Sophia Loren talks with director Michael Anderson on the set of "Operation Crossbow," in 1964.
Sophia Loren talks with director Michael Anderson on the set of "Operation Crossbow," in 1964.Associated Press/file

Although she downplays her singing voice (“I’m not Lady Gaga”), Loren’s screen musicals include “Man of La Mancha” (1972) and “Nine” (2009). She even had a novelty hit in 1960, “Goodness Gracious Me,” with Peter Sellers. Loren credits her mother for her musicality.

“My mother was a pianist. She had great immersion in classical music, modern music. She was always at the piano playing and singing. I had a wonderful teacher in my mother.”

As a proud Neapolitan, Loren is a fan of Elena Ferrante’s famed Neapolitan novels, the first of which became an HBO limited series in 2018, and identifies with the character of young Lila Cerullo.
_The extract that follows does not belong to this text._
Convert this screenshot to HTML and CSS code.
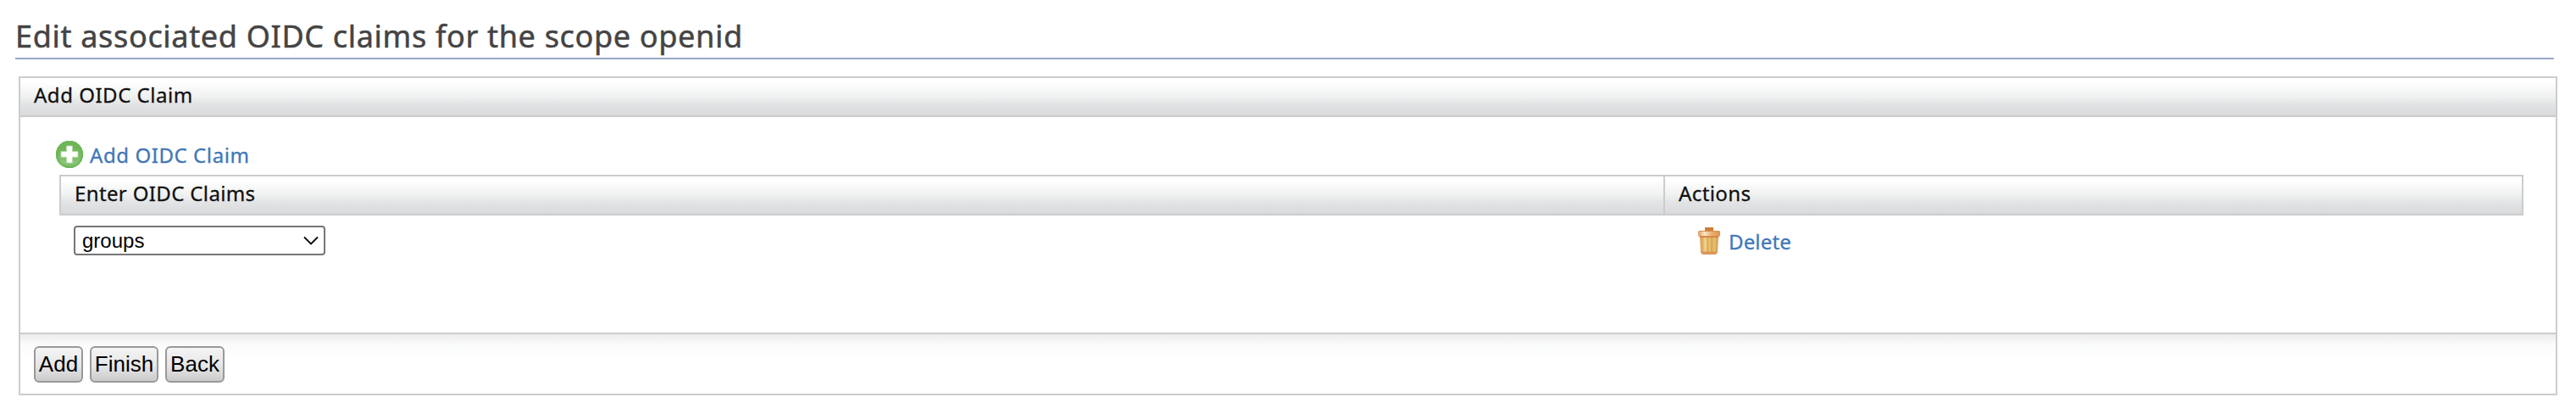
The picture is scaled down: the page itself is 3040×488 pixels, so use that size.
FILE: index.html
```html
<!DOCTYPE html>
<html lang="en">
<head>
<meta charset="utf-8">
<title>Edit OIDC claims</title>
<link rel="stylesheet" href="styles.css">
</head>
<body>
<h2 class="title"><span>Edit associated OIDC claims for the scope openid</span></h2>
<main class="panel">
  <div class="bar"><span class="t-head">Add OIDC Claim</span></div>
  <div class="body">
    <a class="link add-link">
      <svg width="32" height="32" viewBox="0 0 32 32">
        <defs><linearGradient id="g" x1="0" y1="0" x2="0" y2="1"><stop offset="0" stop-color="#6cb356"/><stop offset=".5" stop-color="#74b85f"/><stop offset=".8" stop-color="#8cc47a"/><stop offset="1" stop-color="#6eb658"/></linearGradient></defs>
        <circle cx="16" cy="16" r="16.3" fill="url(#g)"/>
        <circle cx="16" cy="16" r="15" fill="none" stroke="#6eb658" stroke-width="2"/>
        <path d="M12.600 6h6.800v6.600H26v6.600h-6.600V26h-6.800v-6.800H6v-6.600h6.600z" fill="#fff" stroke="#b5dba9" stroke-width="1"/>
      </svg>
      <span class="t-link">Add OIDC Claim</span>
    </a>
    <div class="claims">
      <div class="bar row-head">
        <div class="c1"><span class="t-enter">Enter OIDC Claims</span></div>
        <div class="c2"><span class="t-act">Actions</span></div>
      </div>
      <div class="row">
        <div class="r1">
          <div class="select"><span>groups</span>
            <svg width="18" height="12" viewBox="0 0 18 12"><path d="M1 1.500L9 9.500 17 1.500" fill="none" stroke="#000" stroke-width="1.800"/></svg>
          </div>
        </div>
        <a class="link delete">
          <svg width="28" height="32" viewBox="0 0 28 32">
            <defs>
              <linearGradient id="b"><stop offset="0" stop-color="#d99a55"/><stop offset=".18" stop-color="#e3b566"/><stop offset=".3" stop-color="#f1d998"/><stop offset=".42" stop-color="#d9a552"/><stop offset=".52" stop-color="#e9c877"/><stop offset=".64" stop-color="#d6a252"/><stop offset=".76" stop-color="#e6c475"/><stop offset="1" stop-color="#d6954f"/></linearGradient>
              <linearGradient id="l"><stop offset="0" stop-color="#e0a060"/><stop offset=".3" stop-color="#fae3c8"/><stop offset=".65" stop-color="#e8ab6a"/><stop offset="1" stop-color="#dc9750"/></linearGradient>
            </defs>
            <path d="M9 0h10v5H9z" fill="#cd8138"/>
            <path d="M3 10h22l-1 19q-1 3-4 3H8q-3 0-4-3z" fill="url(#b)"/>
            <path d="M4 28.500h20q-1 3.500-4 3.500H8q-3 0-4-3.500z" fill="#dc9657"/>
            <path d="M3 10.500h22v1.500H3z" fill="#c88442"/>
            <path d="M2 4h24q1 0 1 1.500V9q0 2-2 2H3q-2 0-2-2V5.500Q1 4 2 4z" fill="url(#l)"/>
            <path d="M2 4.500h24M2 10.500h24" stroke="#d98f4a" fill="none"/>
          </svg>
          <span class="t-del">Delete</span>
        </a>
      </div>
    </div>
  </div>
  <div class="footer">
    <button class="btn add">Add</button>
    <button class="btn finish">Finish</button>
    <button class="btn back">Back</button>
  </div>
</main>
</body>
</html>
```
FILE: styles.css
```css
* { box-sizing: border-box; }
body { margin: 0; height: 488px; overflow: hidden; background: #fff; font: 24px "Noto Sans", sans-serif; color: #111; }
svg { display: block; flex: none; }
span { white-space: nowrap; }
.title { margin: 0 26px 0 18px; height: 70px; padding-top: 17px; border-bottom: 2px solid #98a6c8; font-size: 36px; font-weight: 400; line-height: 52px; color: #444; letter-spacing: .68px; -webkit-text-stroke: .5px #444; }
.panel { margin: 20px 22px 0; height: 376px; border: 2px solid #ccc; display: flex; flex-direction: column; }
.bar { height: 46px; padding: 0 16px 5px; display: flex; align-items: center; border-bottom: 2px solid #ccc; background: linear-gradient(#fff 10%, #eff1f0 50%, #e3e4e6 68%, #d9dadc); }
.t-head, .t-enter, .t-act { -webkit-text-stroke: .3px #111; }
.t-head { letter-spacing: .52px; }
.t-link { letter-spacing: .58px; -webkit-text-stroke: .3px #3f77b8; }
.t-enter { letter-spacing: .36px; }
.t-act { letter-spacing: .4px; }
.t-del { letter-spacing: .15px; -webkit-text-stroke: .3px #3f77b8; }
.body { flex: 1; padding: 28px 38px 0 42px; }
.link { display: flex; align-items: center; color: #3f77b8; }
.add-link { height: 32px; gap: 8px; }
.claims { margin: 8px 0 0 4px; }
.row-head { height: 48px; border: 2px solid #ccc; padding: 0; align-items: stretch; }
.c1, .c2 { display: flex; align-items: center; padding: 0 16px 5px; }
.c1 { width: 1893px; border-right: 2px solid #ccc; }
.row { display: flex; padding-top: 12px; }
.r1 { width: 1933px; padding-left: 17px; }
.select { width: 297px; height: 35px; border: 2px solid #767676; border-radius: 4px; display: flex; align-items: center; justify-content: space-between; padding: 0 6px 0 8px; font-family: "Liberation Sans", Arial, sans-serif; color: #000; }
.delete { height: 32px; gap: 9px; margin-top: 2px; }
.footer { height: 72px; border-top: 2px solid #ccc; padding: 14px 16px; display: flex; gap: 8px; background: linear-gradient(#ececec, #f9fbfa 12px, #fdfdfd 22px, #fff 30px); }
.btn { height: 43px; padding: 0; border: 2px solid #999; border-radius: 6px; background: linear-gradient(#f4f4f4, #e6e6e6 55%, #cbcbcb); font: 26px "Liberation Sans", Arial, sans-serif; color: #000; }
.add { width: 58px; }
.finish { width: 81px; }
.back { width: 70px; }
```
“Physically, she is like me at that age. I was dark, with dark hair, not like me now at all. She reminded me of myself: thin, with thin legs, knees coming out.” Ferrante “reached out to me,” says Loren. “We never met, but there will be an opportunity. I like her a lot.”

Perhaps that could mean a future role. Loren has no intention of retiring from acting.

“I think one of the best things I have in life, besides my family, my children, is my work,” she says. “I am in love with my work, I really am. The older I get, the better I get. It’s true.”